Monday, 7 January 2019

Egbert Thomas Sandford (1871 – 1949) – British

With thanks to Connie Ruzich for reminding me I hadn't researched Egbert

Egbert Thomas Sandford was born on 26th March 1871 in Dorking, UK.  He had several of his WW1 poetry collections published - "Brookdown, and other poems" (Erskine Macdonald, London 1915), "Mad Moments: Poems" (Maunsel, Dublin, 1919) and "Poems" (Burns, Oates & Washbourne, 1927). His poems were published in four WW1 anthologies.

Egbert’s Mother was Emily Sandford, nee Biddle, who was born in1842.

In 1893, Egbert married Annie Louisa Harris and they had had a son, Egbert Theodore, born in 1896, who served as a Second Lieutenant in the Devonshire Regiment during the First World War.

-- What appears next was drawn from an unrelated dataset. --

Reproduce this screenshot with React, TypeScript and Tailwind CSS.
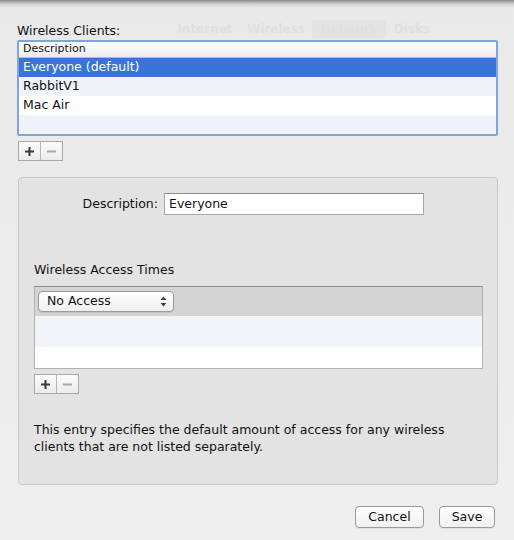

Here is one of Egbert's poems:

“At Bethlehem—1915”

The travelers are astir—
        Bearing frowns for incense,
Scorns for myrrh.

War flings its sign afar—
        There’s blood upon the Manger,
Blood upon the Star.

Dear Lord:
        Who fain would find the Saviour
Find the Sword.

E.T. Sandford

In the Introduction to his WW1 poetry collection “Brookdown & Other Poems”, WW1 Female Poets S. Gertrude Ford says:

“Mr. Egbert J. Sandford describes himself as "… an ordinary working man," whose whole effort, so far as his art is concerned, is to " take the common things of life and weave them into song." How far he has succeeded in this effort may be gathered from the fact that a number of the poems here collected have appeared in the Spectator, the Poetry Review, the Westminster Gazette and Great Thoughts. The poem to his brother bard, the street salesman Mr. Wm. Shepperley, is re- printed from the Evening Standard. To the editors of these papers our thanks are due for their courtesy in permitting republication.

In his working hours Mr. Sandford is a storehouseman at Plymouth, and is at present employed in that capacity under the Government. The chief literary influences in his life have been William Blake and Francis Thompson, and a literary class at Blackheath has been his chief means of encouragement and
inspiration. To one of its talented lecturers— Mr. Albert A. Cock, B.A. — he owes the friendly notice of Mr. Strachey, editor of the Spectator. Several other critics have since given him a generous meed of praise.   S. Gertrude Ford”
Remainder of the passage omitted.